Rightly or wrongly, the eye is often held up as the crowning achievement of evolution (or indeed as something beyond evolutionary explanation. Wrongly).
School biology always seems to cover the “rods and cones” cells that detect light on the retina. But another class of cells has now been found to have a direct role in detecting light.
Russell Foster remembers his first human subject, an 87-year-old woman, as she sat in a dark room facing a backlit pane of frosted glass. A genetic disorder had destroyed the light-sensing rod and cone cells in her eyes, leaving her blind for the past 50 years. She was convinced that she would see nothing. But as the wavelength of light in the room shifted to blue, she reported — after some hesitation — a sort of brightness.
“That just blew us away,” says Foster, a neuroscientist at the University of Oxford, UK, and one of the senior authors of a 2007 study reporting the finding[Zaidi, F. H. et al.

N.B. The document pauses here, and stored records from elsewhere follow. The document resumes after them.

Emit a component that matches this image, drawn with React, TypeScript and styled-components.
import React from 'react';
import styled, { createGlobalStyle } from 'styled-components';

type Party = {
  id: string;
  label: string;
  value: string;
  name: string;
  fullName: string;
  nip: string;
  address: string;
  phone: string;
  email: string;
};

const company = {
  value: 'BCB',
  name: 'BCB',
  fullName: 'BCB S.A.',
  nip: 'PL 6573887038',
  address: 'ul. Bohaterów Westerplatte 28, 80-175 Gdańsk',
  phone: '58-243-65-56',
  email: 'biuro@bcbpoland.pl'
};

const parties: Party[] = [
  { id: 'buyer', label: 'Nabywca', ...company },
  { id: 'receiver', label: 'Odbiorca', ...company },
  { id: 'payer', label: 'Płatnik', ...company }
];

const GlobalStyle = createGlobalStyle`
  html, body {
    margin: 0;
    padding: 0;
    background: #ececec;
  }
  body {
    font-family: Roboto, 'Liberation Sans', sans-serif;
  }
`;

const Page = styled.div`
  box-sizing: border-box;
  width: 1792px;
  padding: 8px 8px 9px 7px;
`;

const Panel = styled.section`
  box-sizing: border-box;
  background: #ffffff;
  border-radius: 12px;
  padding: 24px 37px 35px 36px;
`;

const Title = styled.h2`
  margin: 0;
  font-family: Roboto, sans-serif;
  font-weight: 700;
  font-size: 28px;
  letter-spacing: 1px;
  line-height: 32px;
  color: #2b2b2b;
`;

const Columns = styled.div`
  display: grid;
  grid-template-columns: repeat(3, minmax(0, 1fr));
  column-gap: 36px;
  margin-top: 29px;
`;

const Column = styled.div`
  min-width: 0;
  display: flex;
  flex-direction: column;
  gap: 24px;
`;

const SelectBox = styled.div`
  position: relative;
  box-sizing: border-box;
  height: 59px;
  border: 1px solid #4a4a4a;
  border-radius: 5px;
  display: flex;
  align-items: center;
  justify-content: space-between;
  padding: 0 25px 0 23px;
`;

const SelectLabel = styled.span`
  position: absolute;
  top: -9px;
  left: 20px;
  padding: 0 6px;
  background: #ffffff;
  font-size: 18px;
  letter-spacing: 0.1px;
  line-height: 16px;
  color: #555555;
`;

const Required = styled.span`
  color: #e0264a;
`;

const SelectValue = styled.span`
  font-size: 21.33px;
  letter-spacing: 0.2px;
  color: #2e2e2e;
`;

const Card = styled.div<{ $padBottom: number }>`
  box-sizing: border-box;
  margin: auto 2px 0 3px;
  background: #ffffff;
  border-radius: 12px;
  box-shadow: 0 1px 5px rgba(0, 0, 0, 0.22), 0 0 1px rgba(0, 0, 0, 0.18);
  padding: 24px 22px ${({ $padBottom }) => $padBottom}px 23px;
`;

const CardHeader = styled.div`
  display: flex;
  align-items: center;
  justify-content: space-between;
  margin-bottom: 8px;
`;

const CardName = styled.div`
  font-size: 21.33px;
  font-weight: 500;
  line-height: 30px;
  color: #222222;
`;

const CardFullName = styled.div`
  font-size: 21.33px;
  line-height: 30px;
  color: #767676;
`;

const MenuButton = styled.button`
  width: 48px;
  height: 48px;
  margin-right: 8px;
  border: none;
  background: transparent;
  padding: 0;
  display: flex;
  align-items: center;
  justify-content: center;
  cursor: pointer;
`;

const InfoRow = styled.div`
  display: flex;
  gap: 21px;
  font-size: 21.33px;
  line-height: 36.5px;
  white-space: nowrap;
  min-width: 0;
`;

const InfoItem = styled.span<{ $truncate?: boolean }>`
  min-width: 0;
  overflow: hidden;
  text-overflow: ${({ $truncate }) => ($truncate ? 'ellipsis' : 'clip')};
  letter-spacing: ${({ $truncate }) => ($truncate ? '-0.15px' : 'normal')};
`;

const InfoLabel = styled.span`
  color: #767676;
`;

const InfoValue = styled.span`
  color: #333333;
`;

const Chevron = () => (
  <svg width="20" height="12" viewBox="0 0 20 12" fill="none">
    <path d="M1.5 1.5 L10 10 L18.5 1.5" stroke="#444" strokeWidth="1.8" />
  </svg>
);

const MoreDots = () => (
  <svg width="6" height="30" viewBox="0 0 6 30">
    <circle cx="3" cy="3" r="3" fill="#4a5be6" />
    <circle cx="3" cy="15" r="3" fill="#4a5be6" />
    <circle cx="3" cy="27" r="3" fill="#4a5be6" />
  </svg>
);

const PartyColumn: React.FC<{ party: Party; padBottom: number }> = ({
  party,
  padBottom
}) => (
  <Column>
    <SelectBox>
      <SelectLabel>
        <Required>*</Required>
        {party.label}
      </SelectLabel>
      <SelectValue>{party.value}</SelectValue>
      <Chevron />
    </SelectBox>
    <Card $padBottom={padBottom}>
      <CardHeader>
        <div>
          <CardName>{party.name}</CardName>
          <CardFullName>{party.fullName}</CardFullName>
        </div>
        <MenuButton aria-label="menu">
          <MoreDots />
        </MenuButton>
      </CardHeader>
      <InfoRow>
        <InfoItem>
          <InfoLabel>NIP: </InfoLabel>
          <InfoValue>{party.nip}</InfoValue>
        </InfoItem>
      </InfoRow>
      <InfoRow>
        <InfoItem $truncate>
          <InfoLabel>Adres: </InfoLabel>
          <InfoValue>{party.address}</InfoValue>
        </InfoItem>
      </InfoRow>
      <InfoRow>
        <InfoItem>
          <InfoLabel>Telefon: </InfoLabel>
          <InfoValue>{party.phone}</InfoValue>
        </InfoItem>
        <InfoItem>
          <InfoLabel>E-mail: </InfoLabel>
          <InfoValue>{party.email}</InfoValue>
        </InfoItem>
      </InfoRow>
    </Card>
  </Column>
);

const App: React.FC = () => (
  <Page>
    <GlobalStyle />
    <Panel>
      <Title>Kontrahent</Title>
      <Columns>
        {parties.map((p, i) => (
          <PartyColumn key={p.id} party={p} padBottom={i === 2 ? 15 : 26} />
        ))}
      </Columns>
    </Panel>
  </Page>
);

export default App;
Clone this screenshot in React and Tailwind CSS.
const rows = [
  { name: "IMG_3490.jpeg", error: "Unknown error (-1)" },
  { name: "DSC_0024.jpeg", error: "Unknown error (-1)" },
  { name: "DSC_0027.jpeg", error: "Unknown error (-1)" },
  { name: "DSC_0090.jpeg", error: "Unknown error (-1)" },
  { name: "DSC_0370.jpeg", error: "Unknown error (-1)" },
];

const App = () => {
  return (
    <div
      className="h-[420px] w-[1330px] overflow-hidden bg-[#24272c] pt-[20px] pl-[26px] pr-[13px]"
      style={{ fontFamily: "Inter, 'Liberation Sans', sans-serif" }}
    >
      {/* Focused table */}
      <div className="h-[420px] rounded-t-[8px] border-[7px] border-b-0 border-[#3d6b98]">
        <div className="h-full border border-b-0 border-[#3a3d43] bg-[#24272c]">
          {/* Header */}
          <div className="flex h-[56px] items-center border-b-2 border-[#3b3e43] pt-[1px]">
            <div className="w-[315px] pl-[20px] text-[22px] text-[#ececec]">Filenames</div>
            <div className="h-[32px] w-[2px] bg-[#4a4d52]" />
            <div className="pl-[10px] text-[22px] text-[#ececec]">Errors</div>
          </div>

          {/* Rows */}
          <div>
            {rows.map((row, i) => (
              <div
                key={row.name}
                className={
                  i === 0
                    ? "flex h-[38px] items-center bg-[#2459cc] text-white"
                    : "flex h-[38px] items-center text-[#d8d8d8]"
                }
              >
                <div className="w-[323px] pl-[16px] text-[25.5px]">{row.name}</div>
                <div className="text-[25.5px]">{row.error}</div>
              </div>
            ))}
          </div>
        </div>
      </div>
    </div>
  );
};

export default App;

Curr. Biol. 17, 2122-2128 (2007)].
Foster and his collaborators had done nothing to treat the woman’s blindness. Instead, her awareness of light owed itself to a class of light-sensitive cells discovered in 2002. Studies of these intrinsically photosensitive retinal ganglion cells (ipRGCs) have since revealed many surprises. Scientists initially thought that, rather than contribute to vision, the cells simply synchronized the circadian clock, which sets the body’s 24-hour patterns of metabolism and behaviour, with changing light levels. However, recent work suggests that ipRGCs have been underestimated. They may also have a role in vision — distinguishing patterns or tracking overall brightness levels — and they seem to enable ambient light to influence cognitive processes such as learning and memory.